Written task:
Track down the lines that contain "styles" and copy them.
◆ ◆ ◆
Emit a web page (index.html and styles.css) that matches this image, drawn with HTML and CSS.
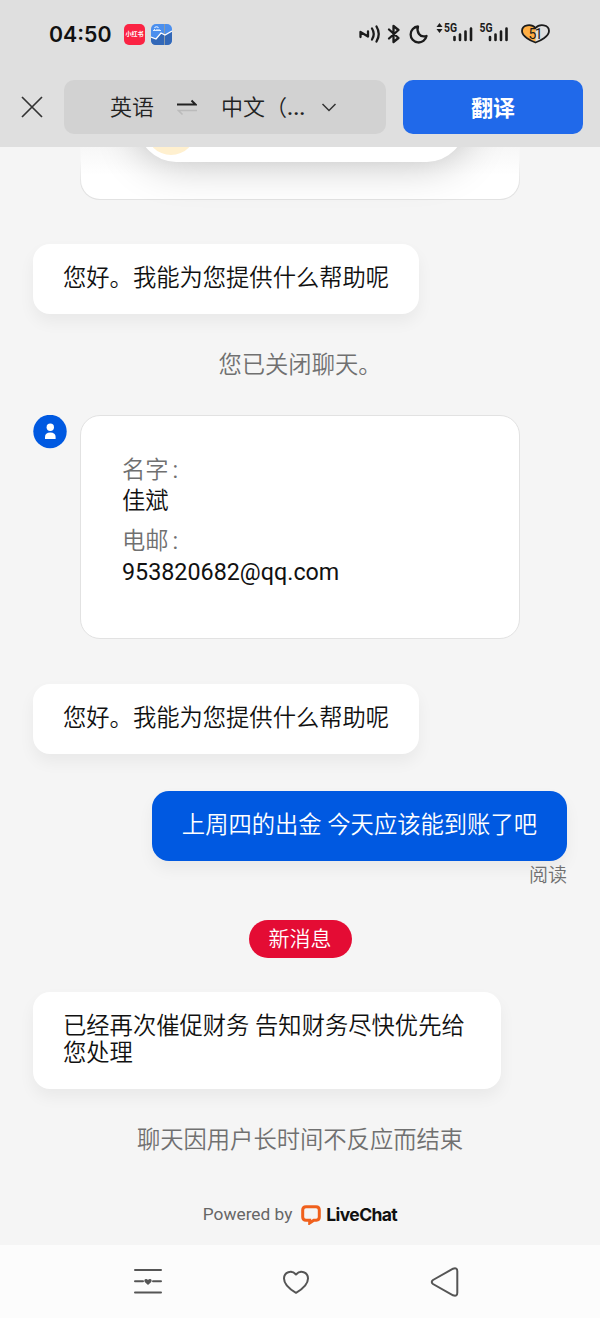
FILE: index.html
```html
<!DOCTYPE html>
<html lang="zh-CN">
  <head>
    <meta charset="UTF-8" />
    <meta name="viewport" content="width=device-width, initial-scale=1.0" />
    <title>LiveChat</title>
    <link rel="stylesheet" href="styles.css">
  </head>
  <body>
    <header class="header">
      <div class="status">
        <span class="time">04:50</span>
        <span class="app-red">小红书</span>
        <svg class="app-blue" width="21" height="21" viewBox="0 0 21 21">
          <rect width="21" height="21" rx="5" fill="#4b8fee" />
          <path d="M0 13l5 2 5-6 4 2 7-4v9q0 5-5 5H5q-5 0-5-5z" fill="#3268b8" />
          <path d="M13.5 0v21" stroke="#8a9aa8" stroke-width="1" />
          <path d="M0 13l5 2 5-6 4 2 7-4" fill="none" stroke="#fff" stroke-width="1.3" />
          <path d="M3.500 4q2-2.500 4 0M2 6.500h8M3.500 5v2M6 5v2M8 5v2" fill="none" stroke="#dcecff" stroke-width="1.2" />
        </svg>
        <svg class="signals" width="194" height="26" viewBox="358 21 194 26">
          <g fill="none" stroke="#1b1b1b" stroke-width="2.3" stroke-linecap="round" stroke-linejoin="round">
            <path d="M360.500 37v-5l7.500 4.500v-5M372 28.500q3.500 5.500 0 11M376.500 26.500q4.500 7.500 0 15" />
            <path d="M389 29.500l9.500 8.500-5 4v-16l5 4-9.500 8.500" />
            <path d="M418 26.500a8 8 0 1 0 8.500 9.500q-5 1.500-7.500-2t-1-7.500z" />
          </g>
          <path d="M436.500 27l3-4 3 4zM436.500 29l3 4 3-4z" fill="#1b1b1b" />
          <g class="net">
            <text x="444" y="32" textLength="13" lengthAdjust="spacingAndGlyphs">5G</text>
            <text x="479.500" y="32" textLength="13" lengthAdjust="spacingAndGlyphs">5G</text>
          </g>
          <path d="M454.500 37v3M460 34.500v5.500M465.500 31.500v8.500M471 28.500v11.500M490 37v3M495.500 34.500v5.500M501 31.500v8.500M506.500 28.500v11.500" stroke="#1b1b1b" stroke-width="2.600" stroke-linecap="round" />
          <path d="M535.500 42q-13-5.500-13-11.500c0-7 10-7 13-2.500v14z" fill="#ffae43" />
          <path d="M535.500 42.500c-4.500-1.500-13.500-6-13.500-11.500 0-6.500 9.500-7.500 13.500-3 4-4.500 13.500-3.500 13.500 3 0 5.500-9 10-13.500 11.500z" fill="none" stroke="#1b1b1b" stroke-width="1.800" />
          <text class="battery" x="528.500" y="39" textLength="14">51</text>
        </svg>
      </div>
      <div class="translate">
        <svg class="close" width="22" height="22" viewBox="0 0 22 22">
          <path d="M1 1l20 20M21 1L1 21" fill="none" stroke="#333" stroke-width="1.700" />
        </svg>
        <div class="languages">
          <span>英语</span>
          <svg class="swap" width="20" height="17" viewBox="0 0 20 17">
            <path d="M0 5.500h18.500L14.500 1.500" fill="none" stroke="#222" stroke-width="2" />
            <path d="M20 11.500H1.500l4 4" fill="none" stroke="#bbb" stroke-width="1.600" />
          </svg>
          <span class="to">中文（<span class="dots">...</span></span>
          <svg class="arrow" width="16" height="9" viewBox="0 0 16 9">
            <path d="M1.500 1l6.500 6.500L14.500 1" fill="none" stroke="#333" stroke-width="1.500" />
          </svg>
        </div>
        <button class="translate-btn">翻译</button>
      </div>
    </header>

    <main class="chat">
      <div class="history">
        <div class="old-card">
          <div class="popup"><span class="popup-dot"></span></div>
        </div>
      </div>
      <div class="bubble">您好。我能为您提供什么帮助呢</div>
      <p class="system closed">您已关闭聊天。</p>
      <div class="form-row">
        <svg class="avatar" width="34" height="34" viewBox="0 0 34 34">
          <circle cx="17" cy="16.500" r="16.700" fill="#0059e1" />
          <circle cx="17.300" cy="12.300" r="3.700" fill="#fff" />
          <path d="M12 24v-2q0-4.500 5.300-4.500t5.300 4.500v2z" fill="#fff" />
        </svg>
        <dl class="form-card">
          <dt>名字<span class="colon">:</span></dt>
          <dd>佳斌</dd>
          <dt>电邮<span class="colon">:</span></dt>
          <dd class="email">953820682@qq.com</dd>
        </dl>
      </div>
      <div class="bubble">您好。我能为您提供什么帮助呢</div>
      <div class="bubble own">上周四的出金 今天应该能到账了吧</div>
      <div class="read">阅读</div>
      <div class="new-message">新消息</div>
      <div class="bubble wide">已经再次催促财务 告知财务尽快优先给<br />您处理</div>
      <p class="system ended">聊天因用户长时间不反应而结束</p>
      <footer class="powered">
        <span>Powered by</span>
        <svg width="20" height="20" viewBox="0 0 20 20">
          <path d="M5 1.700h10q3.300 0 3.300 3.300v7q0 3-3 3.300h-2.500L8.700 18v-2.700H5q-3.300 0-3.300-3.300V5q0-3.300 3.300-3.300z" fill="none" stroke="#f0601c" stroke-width="3" />
        </svg>
        <strong>LiveChat</strong>
      </footer>
    </main>

    <nav class="nav">
      <svg width="28" height="28" viewBox="0 0 28 28">
        <path d="M1 2h26M1 13.200h8M19 13.200h8M1 24.500h26" fill="none" stroke="#555" stroke-width="2" stroke-linecap="round" />
        <path d="M14 17l-3.200-3q-1.200-2.300.8-3 1.500-.3 2.400 1 .9-1.300 2.400-1 2 .7.800 3z" fill="#555" />
      </svg>
      <svg width="28" height="26" viewBox="0 0 28 26">
        <path d="M14 23.800C10 21.500 2 16 2 9.500 2 3 9.500.5 14 5.500 18.500.5 26 3 26 9.500c0 6.500-8 12-12 14.300z" fill="none" stroke="#555" stroke-width="2" stroke-linejoin="round" />
      </svg>
      <svg width="30" height="32" viewBox="0 0 30 32">
        <path d="M3 14L23 2.700q4.300-1.500 4.300 2.500v21.600q0 4-4.300 2.500L3 18q-2.500-2 0-4z" fill="none" stroke="#555" stroke-width="2" />
      </svg>
    </nav>
  </body>
</html>
```

FILE: styles.css
```css
* {
  box-sizing: border-box;
}
body {
  margin: 0;
  height: 1318px;
  display: flex;
  flex-direction: column;
  overflow: hidden;
  background-color: #f5f5f5;
  color: #111;
  font-family: Roboto, "Noto Sans CJK SC", sans-serif;
  font-size: 23.3px;
  font-weight: 350;
  line-height: 27px;
}
svg {
  display: block;
  flex-shrink: 0;
}
.header {
  height: 147px;
  flex-shrink: 0;
  background-color: #dfdfdf;
  z-index: 1;
}
.status {
  height: 68px;
  display: flex;
  align-items: center;
  padding: 0 48px 0 49px;
}
.time {
  width: 75px;
  font-family: Inter, sans-serif;
  font-size: 21.3px;
  font-weight: 600;
}
.app-red {
  width: 21px;
  height: 21px;
  margin-right: 6px;
  border-radius: 5px;
  background-color: #fb2343;
  color: white;
  font-size: 6px;
  font-weight: bold;
  line-height: 20px;
  text-align: center;
  white-space: nowrap;
}
.signals {
  margin-left: auto;
}
.net {
  font-size: 12px;
  font-weight: 700;
  fill: #1b1b1b;
}
.battery {
  font-size: 14px;
  font-weight: 400;
  fill: #1b1b1b;
}
.translate {
  display: flex;
  align-items: center;
  padding: 12px 17px 0 21px;
}
.languages {
  width: 322px;
  height: 54px;
  margin: 0 17px 0 21px;
  padding-left: 46px;
  display: flex;
  align-items: center;
  border-radius: 10px;
  background-color: #d2d2d2;
  color: #222;
  font-size: 22px;
}
.swap {
  margin: 0 24px 0 23px;
}
.to {
  width: 82px;
  white-space: nowrap;
}
.dots {
  font-weight: 500;
}
.arrow {
  margin-left: 18px;
}
.translate-btn {
  flex: 1;
  height: 54px;
  padding: 0 0 2px;
  border: 0;
  border-radius: 10px;
  background-color: #2069ea;
  color: white;
  font-family: inherit;
  font-size: 22px;
  font-weight: 700;
}
.chat {
  height: 1098px;
  padding: 0 33px;
  display: flex;
  flex-direction: column;
  align-items: flex-start;
  overflow: hidden;
}
.history {
  height: 53px;
  margin: 0 0 44px 47px;
  display: flex;
  align-items: flex-end;
}
.old-card {
  width: 440px;
  height: 160px;
  flex-shrink: 0;
  padding: 0 54px 37px 57px;
  display: flex;
  border: 1px solid transparent;
  border-radius: 20px;
  background:
    linear-gradient(#f7f7f7 67%, white 85%) padding-box,
    linear-gradient(#f7f7f7 75%, #e2e2e2 92%) border-box;
}
.popup {
  flex: 1;
  padding: 50px 0 0 8px;
  border-radius: 38px;
  background-color: white;
  box-shadow: 0 2px 44px rgba(0, 0, 0, 0.24);
}
.popup-dot {
  display: block;
  width: 50px;
  height: 64px;
  border-radius: 32px;
  background-color: #fff0cf;
}
.bubble {
  padding: 21px 30px 22px;
  border-radius: 17px;
  background-color: white;
  box-shadow: 0 8px 16px rgba(0, 0, 0, 0.05);
  white-space: nowrap;
}
.own {
  align-self: flex-end;
  margin-top: 37px;
  background-color: #0059e1;
  color: white;
}
.wide {
  width: 468px;
}
.system {
  align-self: center;
  margin: 0;
  color: #707070;
}
.closed {
  margin: 38px 0 36px;
}
.form-row {
  display: flex;
  gap: 13px;
  margin-bottom: 45px;
}
.form-card {
  width: 440px;
  height: 224px;
  margin: 0;
  padding: 41px;
  border: 1px solid #e2e2e2;
  border-radius: 20px;
  background-color: white;
}
.form-card dt {
  height: 31px;
  color: #707070;
}
.colon {
  margin-left: 4px;
  font-weight: 400;
}
.form-card dd {
  height: 40px;
  margin: 0;
}
.form-card .email {
  font-weight: 400;
}
.read {
  align-self: flex-end;
  margin-top: 1px;
  color: #707070;
  font-size: 19px;
}
.new-message {
  align-self: center;
  height: 38px;
  margin: 31px 0 34px;
  padding: 0 20px;
  border-radius: 20px;
  background-color: #e40c34;
  color: white;
  font-size: 21px;
  line-height: 39px;
}
.ended {
  margin-top: 38px;
}
.powered {
  align-self: center;
  display: flex;
  align-items: center;
  margin-top: 47px;
  color: #666;
  font-size: 17.3px;
  font-weight: 400;
}
.powered svg {
  margin: 0 5px 0 9px;
}
.powered strong {
  color: #111;
  font-family: Inter, sans-serif;
  font-size: 17.5px;
  font-weight: 700;
  letter-spacing: -0.6px;
}
.nav {
  height: 73px;
  display: flex;
  align-items: center;
  justify-content: space-between;
  padding: 0 140px 0 134px;
  background-color: #fcfcfc;
  z-index: 1;
}
```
◆ ◆ ◆
Exercise result:
Emit a web page (index.html and styles.css) that matches this image, drawn with HTML and CSS.
    <link rel="stylesheet" href="styles.css">
FILE: styles.css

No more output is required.